I am searching for a particular string, and appending a series of lines following it. The sed command i have now is:
sed -i "
/CLIENTVERSION/ {
n
a\define service{
a\ use generic-service
a\ host_name $var_hostname
a\ service_description NSCLient++ Version
a\ check_command check_nt!CLIENTVERSION
a\ }
}" windows.cfg;
The windows.cfg file contains service definitions for specific hosts. ( SBS and Test1 hosts are already in the file, and Test2 is the output after running my command.

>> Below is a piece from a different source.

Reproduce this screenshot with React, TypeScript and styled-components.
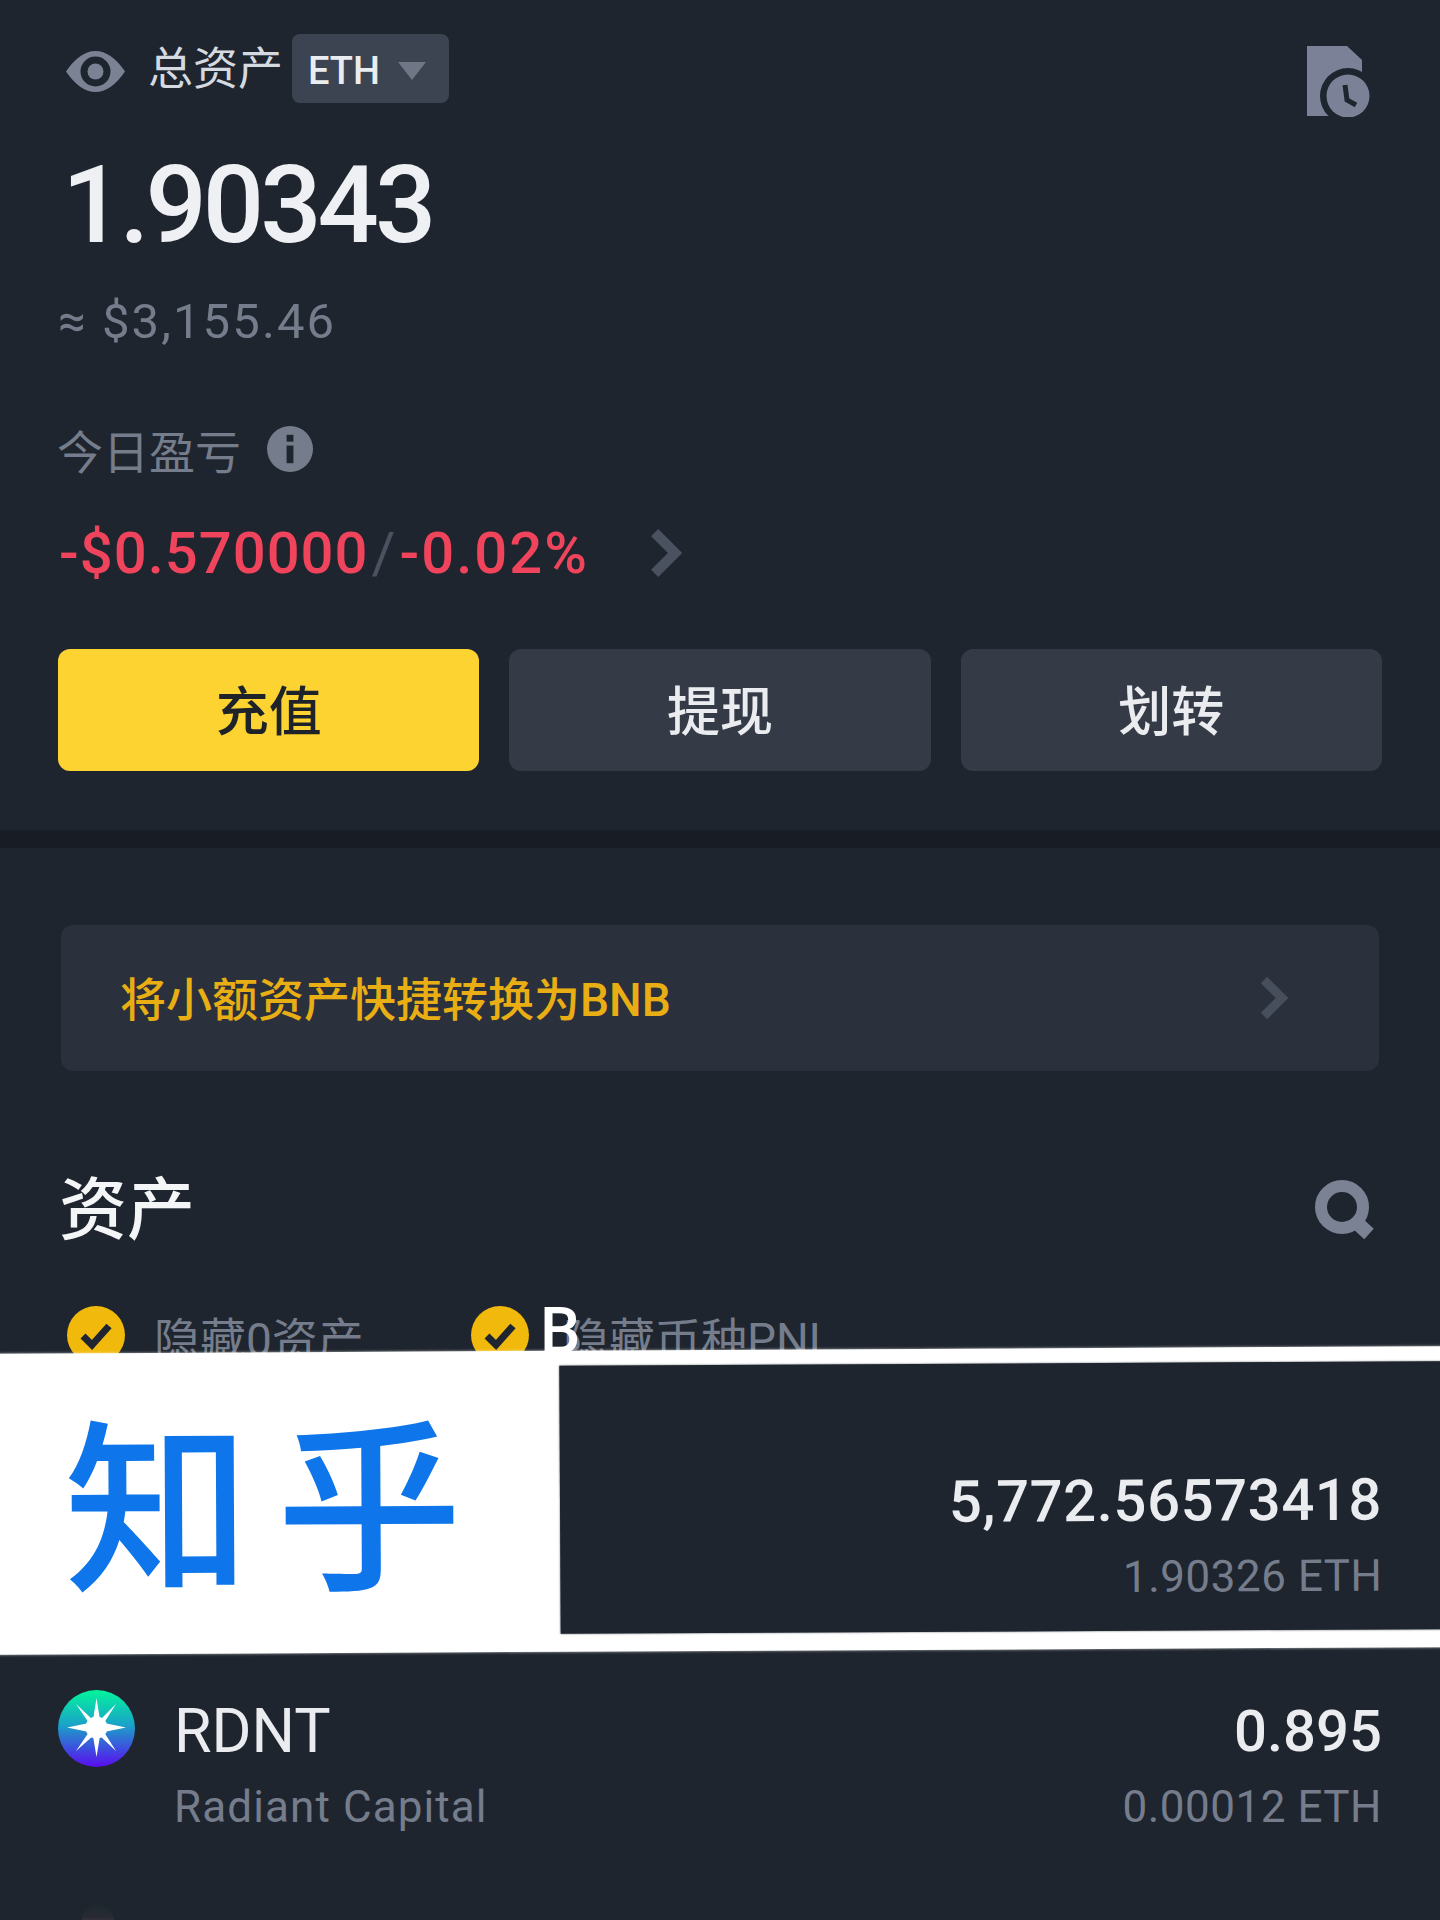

My output is:
define service{
use generic-service
host_name sbs
service_description NSClient++ Version
check_command check_nt!CLIENTVERSION
}
define service{
use generic-service
host_name Test2
service_description NSCLient++ Version
check_command check_nt!CLIENTVERSION
}
define service{
use generic-service
host_name Test
service_description NSCLient++ Version
check_command check_nt!CLIENTVERSION
}
define service{
use generic-service
host_name Test2
service_description NSCLient++ Version
check_command check_nt!CLIENTVERSION
}
And I want:
define service{
use generic-service
host_name sbs
service_description NSClient++ Version
check_command check_nt!CLIENTVERSION
}
define service{
use generic-service
host_name Test2
service_description NSCLient++ Version
check_command check_nt!CLIENTVERSION
}
define service{
use generic-service
host_name Test
service_description NSCLient++ Version
check_command check_nt!CLIENTVERSION
}
I thought that the /g option did this, but i haven't instituted it and am uncertain as to why it is adding "Test2" service definition twice.